Who Gets In

An Immigration Story
Reviewed by Nancy Payne Posted July 22, 2024

“In the commonly held narrative regarding Jewish immigration to Canada before the Second World War, men and women (children too) like my grandfather rarely exist,” writes Norman Ravvin in Who Gets In. With his deeply researched, enjoyably readable book, Ravvin addresses this shortcoming, weaving his grandfather’s story with the realities of Canada’s immigration history to expand that narrative.

A writer of both fiction and non-fiction, Ravvin teaches in the Department of Religions and Cultures at Montreal’s Concordia University.

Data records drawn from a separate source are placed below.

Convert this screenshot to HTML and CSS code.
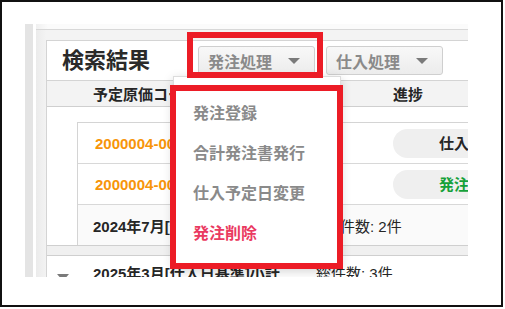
FILE: index.html
```html
<!DOCTYPE html>
<html lang="ja">
<head>
    <meta charset="UTF-8">
    <meta name="viewport" content="width=device-width, initial-scale=1.0">
    <title>検索結果</title>
    <link rel="stylesheet" href="styles.css">
</head>
<body>
    <div class="frame">
        <div class="shot">
            <div class="side-strip"></div>
            <div class="side-gap"></div>
            <div class="panel">
                <div class="panel-inner">
                    <div class="card">
                        <div class="card-head">
                            <h2 class="title">検索結果</h2>
                            <div class="head-buttons">
                                <button class="drop-btn btn-order">発注処理 <span class="caret"></span></button>
                                <button class="drop-btn btn-stock">仕入処理 <span class="caret"></span></button>
                            </div>
                        </div>

                        <div class="col-head">
                            <div class="col col-code">予定原価コード</div>
                            <div class="col col-status">進捗</div>
                        </div>
                        <div class="spacer"></div>

                        <div class="group-body">
                            <div class="inner-table">
                                <div class="row">
                                    <div class="cell-code">2000004-0001</div>
                                    <div class="pill">仕入済</div>
                                </div>
                                <div class="row">
                                    <div class="cell-code">2000004-0002</div>
                                    <div class="pill pill-green">発注済</div>
                                </div>
                                <div class="row row-sum">
                                    <div class="sum-label">2024年7月[仕入日基準]小計</div>
                                    <div class="sum-count">総件数: 2件</div>
                                </div>
                            </div>
                        </div>
                        <div class="band"></div>

                        <div class="subtotal">
                            <span class="sub-caret"></span>
                            <div class="sum-label">2025年3月[仕入日基準]小計</div>
                            <div class="sum-count">総件数: 3件</div>
                        </div>
                    </div>
                </div>
            </div>

            <!-- ドロップダウン -->
            <div class="menu">
                <div class="menu-item">発注登録</div>
                <div class="menu-item">合計発注書発行</div>
                <div class="menu-item">仕入予定日変更</div>
                <div class="menu-item menu-danger">発注削除</div>
            </div>

            <!-- 注釈の赤枠 -->
            <div class="mark mark-button"></div>
            <div class="mark mark-menu"></div>
        </div>
    </div>
</body>
</html>
```

FILE: styles.css
```css
:root {
    --line-color: #d4d4d4;
    --mark-red: #ec1c26;
    --orange: #f7950a;
    --green: #15a13a;
    --text-dark: #262626;
    --text-gray: #8a8a8a;
}

body {
    margin: 0;
    background: #fff;
    font-family: 'Liberation Sans', 'Noto Sans CJK JP', sans-serif;
    color: var(--text-dark);
}

.frame {
    width: 503px;
    height: 307px;
    box-sizing: border-box;
    border: 2px solid #111;
    padding: 22px 0 0 23px;
}

.shot {
    position: relative;
    display: flex;
    width: 443px;
    height: 253px;
    overflow: hidden;
}

.side-strip {
    width: 8px;
    flex-shrink: 0;
    background: #e4e4e4;
}

.side-gap {
    width: 3px;
    flex-shrink: 0;
}

.panel {
    flex: 1;
    padding-top: 5px;
    background: linear-gradient(90deg, #f0f0f0 0, #fbfbfb 12px);
}

.panel-inner {
    border-top: 1px solid #d8d8d8;
    padding: 10px 0 0 10px;
    background: linear-gradient(90deg, #ebebeb 0, #f3f3f3 10px);
    height: 100%;
}

.card {
    width: 470px;
    background: #fff;
    border: 1px solid var(--line-color);
}

.card-head {
    display: flex;
    align-items: center;
    height: 39px;
    padding-left: 15px;
    border-bottom: 1px solid var(--line-color);
}

.title {
    margin: 0;
    font-size: 22px;
    line-height: 30px;
    font-weight: bold;
    color: #2a2a2a;
}

.head-buttons {
    display: flex;
    gap: 11px;
    margin-left: 48px;
}

.drop-btn {
    display: flex;
    align-items: center;
    gap: 16px;
    height: 29px;
    padding: 0 14px 0 9px;
    font-family: inherit;
    font-size: 16px;
    font-weight: bold;
    color: var(--text-gray);
    background: linear-gradient(#f8f8f8, #ececec);
    border: 1px solid #cfcfcf;
    border-radius: 3px;
}

.caret {
    width: 0;
    height: 0;
    border-left: 6px solid transparent;
    border-right: 6px solid transparent;
    border-top: 6px solid #7a7a7a;
}

.col-head {
    display: flex;
    align-items: center;
    height: 25px;
    background: #f3f3f3;
    border-bottom: 1px solid #cfcfcf;
    font-size: 15px;
    font-weight: bold;
}

.col-code {
    width: 300px;
    flex-shrink: 0;
    padding-left: 46px;
}

.spacer {
    height: 15px;
}

.group-body {
    padding-left: 30px;
}

.inner-table {
    border: 1px solid var(--line-color);
    border-right: none;
    border-bottom: none;
}

.row {
    display: flex;
    align-items: center;
    height: 40px;
    border-bottom: 1px solid #d8d8d8;
    font-size: 15px;
    font-weight: bold;
}

.cell-code {
    width: 298px;
    flex-shrink: 0;
    padding-left: 17px;
    color: var(--orange);
}

.pill {
    width: 90px;
    flex-shrink: 0;
    height: 29px;
    line-height: 29px;
    padding-left: 46px;
    background: #efefef;
    border-radius: 15px;
}

.pill-green {
    color: var(--green);
}

.row-sum {
    background: #fafafa;
    border-bottom: none;
}

.sum-label {
    width: 232px;
    flex-shrink: 0;
    padding-left: 15px;
    font-size: 15px;
    font-weight: bold;
}

.sum-count {
    flex-shrink: 0;
    font-size: 15px;
    font-weight: normal;
}

.band {
    height: 9px;
    background: #f0f0f0;
    border-top: 1px solid #cfcfcf;
    border-bottom: 1px solid #cfcfcf;
}

.subtotal {
    display: flex;
    align-items: center;
    height: 32px;
    padding-left: 10px;
}

.sub-caret {
    width: 0;
    height: 0;
    margin-top: 10px;
    border-left: 6px solid transparent;
    border-right: 6px solid transparent;
    border-top: 7px solid #7a7a7a;
}

.subtotal .sum-label {
    width: 223px;
    padding-left: 24px;
}

/* ドロップダウンメニュー */
.menu {
    position: absolute;
    left: 148px;
    top: 52px;
    width: 168px;
    height: 192px;
    box-sizing: border-box;
    padding-top: 17px;
    background: #fff;
    border: 1px solid #dcdcdc;
    box-shadow: 0 3px 10px rgba(0, 0, 0, 0.18);
}

.menu-item {
    height: 40px;
    line-height: 40px;
    padding-left: 19px;
    font-size: 16px;
    font-weight: bold;
    color: var(--text-gray);
    white-space: nowrap;
}

.menu-danger {
    color: #ea3a61;
}

/* 赤枠 */
.mark {
    position: absolute;
    box-sizing: border-box;
    border: 6px solid var(--mark-red);
}

.mark-button {
    left: 162px;
    top: 8px;
    width: 136px;
    height: 46px;
}

.mark-menu {
    left: 145px;
    top: 61px;
    width: 173px;
    height: 184px;
}
```
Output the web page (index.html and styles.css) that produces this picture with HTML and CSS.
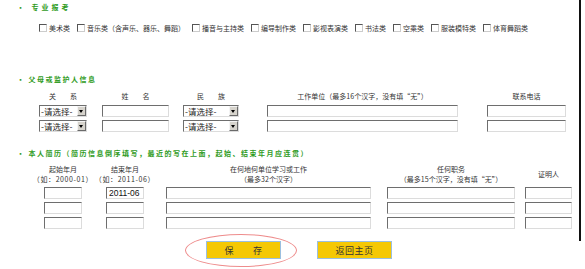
FILE: index.html
```html
<!DOCTYPE html>
<html lang="zh-CN">
<head>
    <meta charset="UTF-8">
    <title>报名信息</title>
    <link rel="stylesheet" href="styles.css">
</head>
<body>
    <div class="page">
        <div class="section-title wide">· 专业报考</div>
        <div class="majors">
            <label class="major"><span class="check"></span>美术类</label>
            <label class="major"><span class="check"></span>音乐类（含声乐、器乐、舞蹈）</label>
            <label class="major"><span class="check"></span>播音与主持类</label>
            <label class="major"><span class="check"></span>编导制作类</label>
            <label class="major"><span class="check"></span>影视表演类</label>
            <label class="major"><span class="check"></span>书法类</label>
            <label class="major"><span class="check"></span>空乘类</label>
            <label class="major"><span class="check"></span>服装模特类</label>
            <label class="major"><span class="check"></span>体育舞蹈类</label>
        </div>

        <div class="section-title gap-parents">· 父母或监护人信息</div>
        <div class="parents">
            <div class="head">关　　系</div>
            <div class="head">姓　　名</div>
            <div class="head">民　　族</div>
            <div class="head">工作单位（最多16个汉字，没有填“无”）</div>
            <div class="head">联系电话</div>

            <div class="select w-rel"><span class="select-text">-请选择-</span><span class="select-btn"></span></div>
            <input class="field w-name" type="text">
            <div class="select w-nation"><span class="select-text">-请选择-</span><span class="select-btn"></span></div>
            <input class="field w-work" type="text">
            <input class="field w-phone" type="text">

            <div class="select w-rel"><span class="select-text">-请选择-</span><span class="select-btn"></span></div>
            <input class="field w-name" type="text">
            <div class="select w-nation"><span class="select-text">-请选择-</span><span class="select-btn"></span></div>
            <input class="field w-work" type="text">
            <input class="field w-phone" type="text">
        </div>

        <div class="section-title gap-resume">· 本人简历（简历信息倒序填写，最近的写在上面，起始、结束年月应连贯）</div>
        <div class="resume">
            <div class="head">起始年月<br><span class="hint">（如：2000-01）</span></div>
            <div class="head">结束年月<br><span class="hint">（如：2011-06）</span></div>
            <div class="head">在何地何单位学习或工作<br>（最多32个汉字）</div>
            <div class="head">任何职务<br>（最多15个汉字，没有填“无”）</div>
            <div class="head">证明人</div>

            <input class="field w-date" type="text">
            <input class="field w-date" type="text" value="2011-06">
            <input class="field w-place" type="text">
            <input class="field w-post" type="text">
            <input class="field w-witness" type="text">

            <input class="field w-date" type="text">
            <input class="field w-date" type="text">
            <input class="field w-place" type="text">
            <input class="field w-post" type="text">
            <input class="field w-witness" type="text">

            <input class="field w-date" type="text">
            <input class="field w-date" type="text">
            <input class="field w-place" type="text">
            <input class="field w-post" type="text">
            <input class="field w-witness" type="text">
        </div>
    </div>

    <div class="actions">
        <span class="mark"></span>
        <button class="btn" type="button">保　　存</button>
        <button class="btn" type="button">返回主页</button>
    </div>
</body>
</html>
```

FILE: styles.css
```css
body {
    margin: 0;
    background: #fff;
    font-family: "Noto Sans CJK SC", "Noto Sans", sans-serif;
    color: #222;
}
.page {
    width: 579px;
    height: 241px;
    border-right: 2px solid #111;
}
.section-title {
    padding-left: 17px;
    height: 14px;
    line-height: 14px;
    font-size: 7px;
    font-weight: bold;
    letter-spacing: 1.5px;
    color: #2f9b1d;
}
.section-title.wide {
    letter-spacing: 3px;
}
.gap-parents {
    margin-top: 37px;
}
.gap-resume {
    margin-top: 14px;
}
.majors {
    display: flex;
    align-items: center;
    gap: 7px;
    margin-top: 7px;
    padding-left: 39px;
    height: 14px;
    font-size: 7px;
    color: #333;
}
.major {
    display: flex;
    align-items: center;
    gap: 2px;
    white-space: nowrap;
}
.check {
    width: 6px;
    height: 6px;
    background: #fff;
    border-top: 1px solid #555;
    border-left: 1px solid #555;
    border-right: 1px solid #ccc;
    border-bottom: 1px solid #ccc;
}
.parents {
    display: grid;
    grid-template-columns: 64px 81px 70px 233px 95px;
    grid-auto-rows: 12px;
    row-gap: 3px;
    justify-items: center;
    align-items: center;
    margin-top: 4px;
    padding-left: 31px;
}
.resume {
    display: grid;
    grid-template-columns: 62px 62px 225px 140px 55px;
    grid-template-rows: 20px;
    grid-auto-rows: 12px;
    row-gap: 3px;
    justify-items: center;
    align-items: center;
    margin-top: 4px;
    padding-left: 32px;
}
.resume .head {
    margin-bottom: 1px;
}
.head {
    font-size: 7px;
    line-height: 10px;
    text-align: center;
    white-space: nowrap;
    color: #333;
}
.hint {
    letter-spacing: 0.6px;
}
.field {
    box-sizing: border-box;
    height: 12px;
    margin: 0;
    padding: 0 2px;
    background: #fff;
    border-top: 1px solid #6e6e6e;
    border-left: 1px solid #6e6e6e;
    border-right: 1px solid #dcdcdc;
    border-bottom: 1px solid #dcdcdc;
    font-family: "Liberation Sans", sans-serif;
    font-size: 8.5px;
    color: #111;
    outline: none;
}
.w-name { width: 67px; }
.w-work { width: 191px; }
.w-phone { width: 79px; }
.w-date { width: 38px; }
.w-place { width: 205px; }
.w-post { width: 128px; }
.w-witness { width: 47px; }
.select {
    box-sizing: border-box;
    display: flex;
    align-items: center;
    height: 12px;
    background: #fff;
    border-top: 1px solid #6e6e6e;
    border-left: 1px solid #6e6e6e;
    border-right: 1px solid #dcdcdc;
    border-bottom: 1px solid #dcdcdc;
}
.w-rel { width: 48px; }
.w-nation { width: 56px; }
.select-text {
    flex: 1;
    padding-left: 1px;
    font-size: 8.5px;
    line-height: 10px;
    color: #222;
    white-space: nowrap;
    overflow: hidden;
}
.select-btn {
    box-sizing: border-box;
    position: relative;
    width: 9px;
    height: 10px;
    background: #d6d3cc;
    border-top: 1px solid #f4f4f4;
    border-left: 1px solid #f4f4f4;
    border-right: 1px solid #6a6a6a;
    border-bottom: 1px solid #6a6a6a;
}
.select-btn::after {
    content: "";
    position: absolute;
    left: 1px;
    top: 3px;
    border-left: 2.5px solid transparent;
    border-right: 2.5px solid transparent;
    border-top: 3px solid #000;
}
.actions {
    position: relative;
    display: flex;
    gap: 36px;
    padding-left: 206px;
    height: 28px;
}
.btn {
    box-sizing: border-box;
    width: 75px;
    height: 18px;
    padding: 0;
    background: #f5c804;
    border: 1px solid #9bbfe0;
    font-family: "Noto Sans CJK SC", sans-serif;
    font-size: 9px;
    color: #333;
    letter-spacing: 0.5px;
}
.mark {
    position: absolute;
    left: 185px;
    top: -7px;
    width: 112px;
    height: 33px;
    box-sizing: border-box;
    border: 1px solid #ee8c8c;
    border-radius: 50%;
}
```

His grandfather, Yehuda Yosef Eisenstein, by contrast, settled in tiny Dysart, Saskatchewan, in 1930. Ravvin spotlights the poorly documented life of Jewish immigrants outside of Canada’s big cities, noting that there were enough Jews even in Depression-era rural Saskatchewan to keep Eisenstein occupied as a shoichet (ritual animal slaughterer), teacher, and leader of synagogue services.

Like many men from what were deemed “non-preferred” countries, Eisenstein claimed to be single, assuming that he could bring his wife and children from Poland soon after he arrived. Yet his years-long battle to be reunited with his family in the face of bureaucratic discrimination and disdain reminds us that the path to Canada’s multicultural present is littered with the debris of religious and racial intolerance.